Manitoba’s sole cabinet minister has defended her work at a Winnipeg college and said she’s being unjustly targeted more than five years after an investigation concluded she had harassed an employee.
At least three employees of Red River College Polytechnic filed separate complaints about the behaviour of their boss, Rebecca Chartrand, in 2019.
Chartrand, who won the riding of Churchill-Keewatinook Aski for the Liberals in April, was chosen by Prime Minister Mark Carney to be part of his inner circle.
Between her failed 2015 run for office and her successful second try, the new MP and minister of Northern and Arctic affairs spent about 2-½ years in a senior management role at RRC Polytech’s Indigenous education unit.
On Tuesday, Chartrand provided a lengthy statement in which she touted her commitment to positive change and the progress she made on “enhancing programs and fostering a student-centered environment” at RRC Polytech.
She said her work is a “source of great pride.”
“Let us concentrate on building up the community and supporting positive developments within the Indigenous community, instead of focusing on negativity that fans lateral violence within the Indigenous community,” the cabinet minister said via email Tuesday.
The findings of the 2019 probe into her treatment of one particular employee on campus was leaked against the backdrop of the rookie politician’s sudden rise up the ranks on Parliament Hill.
Investigators from Rachlis Neville LLP concluded Chartrand had repeatedly harassed and humiliated a subordinate, who is also an Indigenous woman, over an extended period in 2019.
RRC Polytech hired the firm that fall, after undertaking an internal investigation sparked by the same complainant. That one concluded Chartrand had breached school policy when she pushed through a controversial student survey — a project that several of her colleagues had raised concerns about — and taken retaliatory action against the employee who flagged the suspected breach.
That individual, who left the college in 2020, repeatedly flagged the gist of those conclusions with her federal Liberal contacts before the April 28 election.

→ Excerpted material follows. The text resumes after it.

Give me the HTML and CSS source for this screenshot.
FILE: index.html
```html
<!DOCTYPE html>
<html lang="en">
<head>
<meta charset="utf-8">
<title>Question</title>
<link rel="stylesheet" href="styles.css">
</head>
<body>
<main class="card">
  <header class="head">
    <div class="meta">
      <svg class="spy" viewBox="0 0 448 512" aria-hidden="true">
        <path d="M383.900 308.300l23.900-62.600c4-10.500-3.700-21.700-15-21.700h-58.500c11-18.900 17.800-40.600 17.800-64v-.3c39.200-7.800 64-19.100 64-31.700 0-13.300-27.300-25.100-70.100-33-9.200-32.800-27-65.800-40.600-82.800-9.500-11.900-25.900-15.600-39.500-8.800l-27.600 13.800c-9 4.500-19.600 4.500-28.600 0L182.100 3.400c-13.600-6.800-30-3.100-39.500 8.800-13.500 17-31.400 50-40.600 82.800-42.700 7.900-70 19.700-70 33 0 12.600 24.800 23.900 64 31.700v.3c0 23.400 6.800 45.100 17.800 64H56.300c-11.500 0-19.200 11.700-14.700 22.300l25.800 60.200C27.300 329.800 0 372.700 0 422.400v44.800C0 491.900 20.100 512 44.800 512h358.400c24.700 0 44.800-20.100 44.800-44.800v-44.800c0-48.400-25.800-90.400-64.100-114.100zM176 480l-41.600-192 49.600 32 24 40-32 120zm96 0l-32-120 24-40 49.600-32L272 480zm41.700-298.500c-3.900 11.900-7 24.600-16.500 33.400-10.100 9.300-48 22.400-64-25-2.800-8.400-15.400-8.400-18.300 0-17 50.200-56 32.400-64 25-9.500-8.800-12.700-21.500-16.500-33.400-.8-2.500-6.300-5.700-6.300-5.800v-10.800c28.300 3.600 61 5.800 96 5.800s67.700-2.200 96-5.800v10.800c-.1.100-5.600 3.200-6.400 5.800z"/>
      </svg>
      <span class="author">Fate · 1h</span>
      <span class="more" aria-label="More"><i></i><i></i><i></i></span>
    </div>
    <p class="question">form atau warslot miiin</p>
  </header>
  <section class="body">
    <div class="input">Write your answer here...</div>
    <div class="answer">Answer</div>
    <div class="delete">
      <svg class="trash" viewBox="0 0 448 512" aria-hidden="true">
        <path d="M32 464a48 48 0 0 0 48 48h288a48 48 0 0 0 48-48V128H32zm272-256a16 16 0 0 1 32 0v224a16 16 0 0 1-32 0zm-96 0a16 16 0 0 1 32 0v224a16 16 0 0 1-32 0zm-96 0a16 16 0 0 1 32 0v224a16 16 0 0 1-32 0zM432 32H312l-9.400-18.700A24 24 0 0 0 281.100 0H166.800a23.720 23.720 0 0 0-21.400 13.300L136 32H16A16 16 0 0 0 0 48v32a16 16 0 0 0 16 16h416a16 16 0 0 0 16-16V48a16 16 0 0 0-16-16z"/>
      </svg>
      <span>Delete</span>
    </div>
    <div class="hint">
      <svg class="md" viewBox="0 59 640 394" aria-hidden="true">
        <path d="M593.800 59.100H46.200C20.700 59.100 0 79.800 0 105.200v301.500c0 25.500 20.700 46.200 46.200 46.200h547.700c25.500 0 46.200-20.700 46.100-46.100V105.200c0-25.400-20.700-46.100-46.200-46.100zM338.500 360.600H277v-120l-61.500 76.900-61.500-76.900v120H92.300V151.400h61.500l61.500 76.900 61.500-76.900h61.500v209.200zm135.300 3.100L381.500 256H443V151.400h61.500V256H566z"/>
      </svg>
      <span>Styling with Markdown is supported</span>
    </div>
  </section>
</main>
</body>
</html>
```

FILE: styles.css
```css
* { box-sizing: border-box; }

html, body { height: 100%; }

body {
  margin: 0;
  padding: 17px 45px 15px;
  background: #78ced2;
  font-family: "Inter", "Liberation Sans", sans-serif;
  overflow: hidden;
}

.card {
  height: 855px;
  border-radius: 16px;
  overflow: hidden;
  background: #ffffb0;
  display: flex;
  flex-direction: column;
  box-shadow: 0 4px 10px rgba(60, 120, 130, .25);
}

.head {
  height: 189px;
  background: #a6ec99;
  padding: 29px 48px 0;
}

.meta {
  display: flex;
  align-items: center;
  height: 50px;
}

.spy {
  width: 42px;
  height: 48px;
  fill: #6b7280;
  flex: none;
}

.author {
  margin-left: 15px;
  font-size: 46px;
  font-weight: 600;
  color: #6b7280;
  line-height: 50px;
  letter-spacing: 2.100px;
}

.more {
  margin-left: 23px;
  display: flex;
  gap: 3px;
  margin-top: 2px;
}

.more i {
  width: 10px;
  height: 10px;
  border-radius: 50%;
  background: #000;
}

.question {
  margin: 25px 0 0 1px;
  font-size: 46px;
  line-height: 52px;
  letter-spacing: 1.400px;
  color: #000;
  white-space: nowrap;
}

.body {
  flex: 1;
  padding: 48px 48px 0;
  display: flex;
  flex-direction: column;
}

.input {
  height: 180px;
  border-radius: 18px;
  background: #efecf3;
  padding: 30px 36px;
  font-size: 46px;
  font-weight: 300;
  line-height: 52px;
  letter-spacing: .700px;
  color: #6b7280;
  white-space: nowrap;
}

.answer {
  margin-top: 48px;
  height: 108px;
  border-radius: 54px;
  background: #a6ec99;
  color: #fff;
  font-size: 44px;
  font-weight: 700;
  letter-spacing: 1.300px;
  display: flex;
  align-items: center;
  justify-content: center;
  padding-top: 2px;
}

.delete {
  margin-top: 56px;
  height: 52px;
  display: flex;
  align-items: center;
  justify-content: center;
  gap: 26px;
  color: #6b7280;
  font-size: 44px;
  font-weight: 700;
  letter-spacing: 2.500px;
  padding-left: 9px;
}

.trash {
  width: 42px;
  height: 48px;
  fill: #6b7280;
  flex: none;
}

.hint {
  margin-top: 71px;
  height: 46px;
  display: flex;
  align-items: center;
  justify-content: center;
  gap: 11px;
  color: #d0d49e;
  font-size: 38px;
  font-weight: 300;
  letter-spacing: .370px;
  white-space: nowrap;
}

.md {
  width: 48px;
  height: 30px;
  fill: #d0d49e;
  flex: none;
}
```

“As an Indigenous Liberal member who supports Mark Carney, I have been trying to warn the Winnipeg Liberal head office about (Chartrand). She will be a liability if elected and a scandal waiting to happen,” she wrote in an April 6 email to a fellow Liberal who was heavily involved in Carney’s campaign.
The Free Press has interviewed that employee and four others who worked closely with Chartrand when she oversaw Indigenous strategy at RRC Polytech from June 2017 to December 2019.
Each of them expressed serious concerns about her treatment of employees — either themselves, former colleagues or both — who had voiced differing views to ones she held. Three said they made written complaints about her, but the report of only one of them was escalated and substantiated.
They all agreed to share their experiences on the condition of anonymity.
“She’s very authoritarian and she surrounds herself with ‘yes’ people and if you’re not a ‘yes’ person, you’re not going to be there — or she’s going to make it really tough for you,” one source said.
She said she frequently witnessed what she called “lateral violence” — undermining and bullying of the whistleblower whose complaint was escalated. Chartrand’s hostile behaviour made others “cower,” the source said.
Another ex-staffer recalled being fired on the basis of “insubordination” after questioning the appropriateness and legalities of collecting deeply personal information from prospective students, via the survey.
Chartrand faced criticism during the 2018-19 school year for creating “an assessment readiness tool,” exclusively prepared for applicants of an Indigenous studies program, that requested details about their alcohol and recreational drug use.
Multiple sources described Chartrand as a vindictive ladder-climber, citing one instance when she uninvited a staff member from an international trip to a conference he had pitched they go to because they’d had a disagreement. The employee in question had expressed problems with the survey, sources said.
The decision to push forward the initiative and write off workers’ concerns showed her “bad judgment,” said a fourth ex-employee who indicated he contacted the federal NDP after learning Chartrand was nominated as the Liberal candidate for Churchill-Keewatinook Aski.
That employee said he left RRC Polytech when his complaints involving Chartrand were unresolved.
The Liberal party has declined to comment on the vetting of specific candidate applications, citing confidentiality. RRC Polytech has released limited information about Chartrand’s tenure over the same rationale.
“I’m really disappointed at (the Liberals’) lack of integrity or their lack of an answer to the people,” said the whistleblower whose complaints were substantiated by Rachlis Neville LLP.
“To be honest, it makes me question if the prime minister has been given the correct information to make the best decisions for who is in key positions.”
She noted it was the party that had first brought her and Chartrand together, as they both worked on her 2015 bid under the leadership of then-Liberal leader Justin Trudeau.